§ DIRECTION
Repeat every line of the material, character for character.

═════ RAW DATA ═════

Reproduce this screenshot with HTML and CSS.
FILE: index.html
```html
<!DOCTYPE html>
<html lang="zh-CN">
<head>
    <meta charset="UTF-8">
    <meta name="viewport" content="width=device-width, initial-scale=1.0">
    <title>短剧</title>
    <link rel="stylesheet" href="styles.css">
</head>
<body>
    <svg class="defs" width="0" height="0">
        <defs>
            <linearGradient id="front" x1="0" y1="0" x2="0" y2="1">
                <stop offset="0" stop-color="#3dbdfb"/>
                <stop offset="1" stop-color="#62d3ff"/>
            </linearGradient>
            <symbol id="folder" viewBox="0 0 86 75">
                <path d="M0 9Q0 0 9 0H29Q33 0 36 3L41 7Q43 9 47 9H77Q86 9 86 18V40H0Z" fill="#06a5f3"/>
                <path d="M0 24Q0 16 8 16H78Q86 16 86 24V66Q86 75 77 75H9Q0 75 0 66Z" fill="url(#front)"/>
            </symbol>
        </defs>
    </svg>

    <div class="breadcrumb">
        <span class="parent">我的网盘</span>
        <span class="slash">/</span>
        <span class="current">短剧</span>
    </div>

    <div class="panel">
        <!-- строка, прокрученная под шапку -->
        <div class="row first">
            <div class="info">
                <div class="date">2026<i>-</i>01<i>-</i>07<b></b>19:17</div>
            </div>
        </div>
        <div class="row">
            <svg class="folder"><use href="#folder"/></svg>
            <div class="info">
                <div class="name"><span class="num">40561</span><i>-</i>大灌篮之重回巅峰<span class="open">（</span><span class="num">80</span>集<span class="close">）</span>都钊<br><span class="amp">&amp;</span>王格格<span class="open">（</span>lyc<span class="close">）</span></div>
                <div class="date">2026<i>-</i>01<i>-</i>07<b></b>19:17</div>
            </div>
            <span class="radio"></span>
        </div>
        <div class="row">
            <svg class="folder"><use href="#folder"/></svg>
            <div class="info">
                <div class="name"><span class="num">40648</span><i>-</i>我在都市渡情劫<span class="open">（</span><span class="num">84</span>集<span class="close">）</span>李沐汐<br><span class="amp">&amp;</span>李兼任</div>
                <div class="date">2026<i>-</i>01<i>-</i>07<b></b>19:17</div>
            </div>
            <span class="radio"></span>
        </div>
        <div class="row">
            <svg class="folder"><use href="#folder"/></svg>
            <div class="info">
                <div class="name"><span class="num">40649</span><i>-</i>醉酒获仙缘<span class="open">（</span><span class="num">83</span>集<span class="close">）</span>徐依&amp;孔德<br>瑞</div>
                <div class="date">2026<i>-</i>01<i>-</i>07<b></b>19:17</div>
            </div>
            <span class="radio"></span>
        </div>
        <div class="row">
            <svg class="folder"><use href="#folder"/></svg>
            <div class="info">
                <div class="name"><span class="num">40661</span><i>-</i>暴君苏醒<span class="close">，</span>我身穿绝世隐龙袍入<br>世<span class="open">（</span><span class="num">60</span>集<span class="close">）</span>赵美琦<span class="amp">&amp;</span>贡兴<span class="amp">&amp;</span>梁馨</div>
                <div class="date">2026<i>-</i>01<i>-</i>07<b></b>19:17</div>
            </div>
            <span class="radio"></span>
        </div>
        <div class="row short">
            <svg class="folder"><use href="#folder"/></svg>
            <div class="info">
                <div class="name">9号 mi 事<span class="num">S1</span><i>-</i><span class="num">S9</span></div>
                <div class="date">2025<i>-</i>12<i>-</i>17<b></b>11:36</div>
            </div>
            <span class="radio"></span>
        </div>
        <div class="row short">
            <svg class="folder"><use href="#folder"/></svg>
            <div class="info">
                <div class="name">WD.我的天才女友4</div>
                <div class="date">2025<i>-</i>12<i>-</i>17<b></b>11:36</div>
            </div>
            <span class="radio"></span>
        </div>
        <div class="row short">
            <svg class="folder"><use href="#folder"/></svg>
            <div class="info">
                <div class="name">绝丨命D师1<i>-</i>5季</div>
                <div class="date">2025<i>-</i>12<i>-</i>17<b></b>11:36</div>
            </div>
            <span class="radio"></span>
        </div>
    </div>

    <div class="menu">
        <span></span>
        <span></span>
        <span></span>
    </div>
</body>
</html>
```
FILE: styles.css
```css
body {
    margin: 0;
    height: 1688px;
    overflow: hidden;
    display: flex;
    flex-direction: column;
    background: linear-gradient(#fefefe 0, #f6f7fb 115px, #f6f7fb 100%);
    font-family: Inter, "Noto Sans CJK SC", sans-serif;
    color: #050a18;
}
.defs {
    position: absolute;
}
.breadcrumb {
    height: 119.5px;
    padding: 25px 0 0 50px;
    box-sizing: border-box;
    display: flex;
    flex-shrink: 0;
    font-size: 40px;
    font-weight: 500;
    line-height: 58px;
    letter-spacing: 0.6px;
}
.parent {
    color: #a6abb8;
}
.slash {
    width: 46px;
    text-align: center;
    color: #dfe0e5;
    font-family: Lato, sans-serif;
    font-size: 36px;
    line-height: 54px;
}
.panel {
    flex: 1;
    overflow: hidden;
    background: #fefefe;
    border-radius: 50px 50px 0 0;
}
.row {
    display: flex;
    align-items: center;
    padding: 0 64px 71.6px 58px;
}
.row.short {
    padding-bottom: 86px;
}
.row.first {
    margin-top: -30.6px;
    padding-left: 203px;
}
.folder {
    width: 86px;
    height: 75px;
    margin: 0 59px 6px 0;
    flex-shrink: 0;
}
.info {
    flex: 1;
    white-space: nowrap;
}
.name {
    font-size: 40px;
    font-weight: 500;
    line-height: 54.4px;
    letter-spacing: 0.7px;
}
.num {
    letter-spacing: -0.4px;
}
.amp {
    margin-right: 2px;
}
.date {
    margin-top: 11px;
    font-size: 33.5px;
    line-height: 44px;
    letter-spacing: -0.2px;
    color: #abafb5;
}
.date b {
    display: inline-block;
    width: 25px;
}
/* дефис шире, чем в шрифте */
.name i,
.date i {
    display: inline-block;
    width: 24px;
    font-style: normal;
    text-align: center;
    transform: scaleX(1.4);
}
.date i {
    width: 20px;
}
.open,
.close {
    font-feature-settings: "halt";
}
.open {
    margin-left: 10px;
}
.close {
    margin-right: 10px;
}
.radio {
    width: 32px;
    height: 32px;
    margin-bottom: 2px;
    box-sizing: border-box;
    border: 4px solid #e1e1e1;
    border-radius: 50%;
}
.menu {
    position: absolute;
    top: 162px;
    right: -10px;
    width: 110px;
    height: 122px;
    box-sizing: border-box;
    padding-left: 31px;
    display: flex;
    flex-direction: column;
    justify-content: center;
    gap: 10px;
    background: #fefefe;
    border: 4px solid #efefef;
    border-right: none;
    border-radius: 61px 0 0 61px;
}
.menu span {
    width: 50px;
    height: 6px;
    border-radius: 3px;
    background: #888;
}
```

═════

§ EXERCISE OUTPUT
Reproduce this screenshot with HTML and CSS.
FILE: index.html
```html
<!DOCTYPE html>
<html lang="zh-CN">
<head>
    <meta charset="UTF-8">
    <meta name="viewport" content="width=device-width, initial-scale=1.0">
    <title>短剧</title>
    <link rel="stylesheet" href="styles.css">
</head>
<body>
    <svg class="defs" width="0" height="0">
        <defs>
            <linearGradient id="front" x1="0" y1="0" x2="0" y2="1">
                <stop offset="0" stop-color="#3dbdfb"/>
                <stop offset="1" stop-color="#62d3ff"/>
            </linearGradient>
            <symbol id="folder" viewBox="0 0 86 75">
                <path d="M0 9Q0 0 9 0H29Q33 0 36 3L41 7Q43 9 47 9H77Q86 9 86 18V40H0Z" fill="#06a5f3"/>
                <path d="M0 24Q0 16 8 16H78Q86 16 86 24V66Q86 75 77 75H9Q0 75 0 66Z" fill="url(#front)"/>
            </symbol>
        </defs>
    </svg>

    <div class="breadcrumb">
        <span class="parent">我的网盘</span>
        <span class="slash">/</span>
        <span class="current">短剧</span>
    </div>

    <div class="panel">
        <!-- строка, прокрученная под шапку -->
        <div class="row first">
            <div class="info">
                <div class="date">2026<i>-</i>01<i>-</i>07<b></b>19:17</div>
            </div>
        </div>
        <div class="row">
            <svg class="folder"><use href="#folder"/></svg>
            <div class="info">
                <div class="name"><span class="num">40561</span><i>-</i>大灌篮之重回巅峰<span class="open">（</span><span class="num">80</span>集<span class="close">）</span>都钊<br><span class="amp">&amp;</span>王格格<span class="open">（</span>lyc<span class="close">）</span></div>
                <div class="date">2026<i>-</i>01<i>-</i>07<b></b>19:17</div>
            </div>
            <span class="radio"></span>
        </div>
        <div class="row">
            <svg class="folder"><use href="#folder"/></svg>
            <div class="info">
                <div class="name"><span class="num">40648</span><i>-</i>我在都市渡情劫<span class="open">（</span><span class="num">84</span>集<span class="close">）</span>李沐汐<br><span class="amp">&amp;</span>李兼任</div>
                <div class="date">2026<i>-</i>01<i>-</i>07<b></b>19:17</div>
            </div>
            <span class="radio"></span>
        </div>
        <div class="row">
            <svg class="folder"><use href="#folder"/></svg>
            <div class="info">
                <div class="name"><span class="num">40649</span><i>-</i>醉酒获仙缘<span class="open">（</span><span class="num">83</span>集<span class="close">）</span>徐依&amp;孔德<br>瑞</div>
                <div class="date">2026<i>-</i>01<i>-</i>07<b></b>19:17</div>
            </div>
            <span class="radio"></span>
        </div>
        <div class="row">
            <svg class="folder"><use href="#folder"/></svg>
            <div class="info">
                <div class="name"><span class="num">40661</span><i>-</i>暴君苏醒<span class="close">，</span>我身穿绝世隐龙袍入<br>世<span class="open">（</span><span class="num">60</span>集<span class="close">）</span>赵美琦<span class="amp">&amp;</span>贡兴<span class="amp">&amp;</span>梁馨</div>
                <div class="date">2026<i>-</i>01<i>-</i>07<b></b>19:17</div>
            </div>
            <span class="radio"></span>
        </div>
        <div class="row short">
            <svg class="folder"><use href="#folder"/></svg>
            <div class="info">
                <div class="name">9号 mi 事<span class="num">S1</span><i>-</i><span class="num">S9</span></div>
                <div class="date">2025<i>-</i>12<i>-</i>17<b></b>11:36</div>
            </div>
            <span class="radio"></span>
        </div>
        <div class="row short">
            <svg class="folder"><use href="#folder"/></svg>
            <div class="info">
                <div class="name">WD.我的天才女友4</div>
                <div class="date">2025<i>-</i>12<i>-</i>17<b></b>11:36</div>
            </div>
            <span class="radio"></span>
        </div>
        <div class="row short">
            <svg class="folder"><use href="#folder"/></svg>
            <div class="info">
                <div class="name">绝丨命D师1<i>-</i>5季</div>
                <div class="date">2025<i>-</i>12<i>-</i>17<b></b>11:36</div>
            </div>
            <span class="radio"></span>
        </div>
    </div>

    <div class="menu">
        <span></span>
        <span></span>
        <span></span>
    </div>
</body>
</html>
```
FILE: styles.css
```css
body {
    margin: 0;
    height: 1688px;
    overflow: hidden;
    display: flex;
    flex-direction: column;
    background: linear-gradient(#fefefe 0, #f6f7fb 115px, #f6f7fb 100%);
    font-family: Inter, "Noto Sans CJK SC", sans-serif;
    color: #050a18;
}
.defs {
    position: absolute;
}
.breadcrumb {
    height: 119.5px;
    padding: 25px 0 0 50px;
    box-sizing: border-box;
    display: flex;
    flex-shrink: 0;
    font-size: 40px;
    font-weight: 500;
    line-height: 58px;
    letter-spacing: 0.6px;
}
.parent {
    color: #a6abb8;
}
.slash {
    width: 46px;
    text-align: center;
    color: #dfe0e5;
    font-family: Lato, sans-serif;
    font-size: 36px;
    line-height: 54px;
}
.panel {
    flex: 1;
    overflow: hidden;
    background: #fefefe;
    border-radius: 50px 50px 0 0;
}
.row {
    display: flex;
    align-items: center;
    padding: 0 64px 71.6px 58px;
}
.row.short {
    padding-bottom: 86px;
}
.row.first {
    margin-top: -30.6px;
    padding-left: 203px;
}
.folder {
    width: 86px;
    height: 75px;
    margin: 0 59px 6px 0;
    flex-shrink: 0;
}
.info {
    flex: 1;
    white-space: nowrap;
}
.name {
    font-size: 40px;
    font-weight: 500;
    line-height: 54.4px;
    letter-spacing: 0.7px;
}
.num {
    letter-spacing: -0.4px;
}
.amp {
    margin-right: 2px;
}
.date {
    margin-top: 11px;
    font-size: 33.5px;
    line-height: 44px;
    letter-spacing: -0.2px;
    color: #abafb5;
}
.date b {
    display: inline-block;
    width: 25px;
}
/* дефис шире, чем в шрифте */
.name i,
.date i {
    display: inline-block;
    width: 24px;
    font-style: normal;
    text-align: center;
    transform: scaleX(1.4);
}
.date i {
    width: 20px;
}
.open,
.close {
    font-feature-settings: "halt";
}
.open {
    margin-left: 10px;
}
.close {
    margin-right: 10px;
}
.radio {
    width: 32px;
    height: 32px;
    margin-bottom: 2px;
    box-sizing: border-box;
    border: 4px solid #e1e1e1;
    border-radius: 50%;
}
.menu {
    position: absolute;
    top: 162px;
    right: -10px;
    width: 110px;
    height: 122px;
    box-sizing: border-box;
    padding-left: 31px;
    display: flex;
    flex-direction: column;
    justify-content: center;
    gap: 10px;
    background: #fefefe;
    border: 4px solid #efefef;
    border-right: none;
    border-radius: 61px 0 0 61px;
}
.menu span {
    width: 50px;
    height: 6px;
    border-radius: 3px;
    background: #888;
}
```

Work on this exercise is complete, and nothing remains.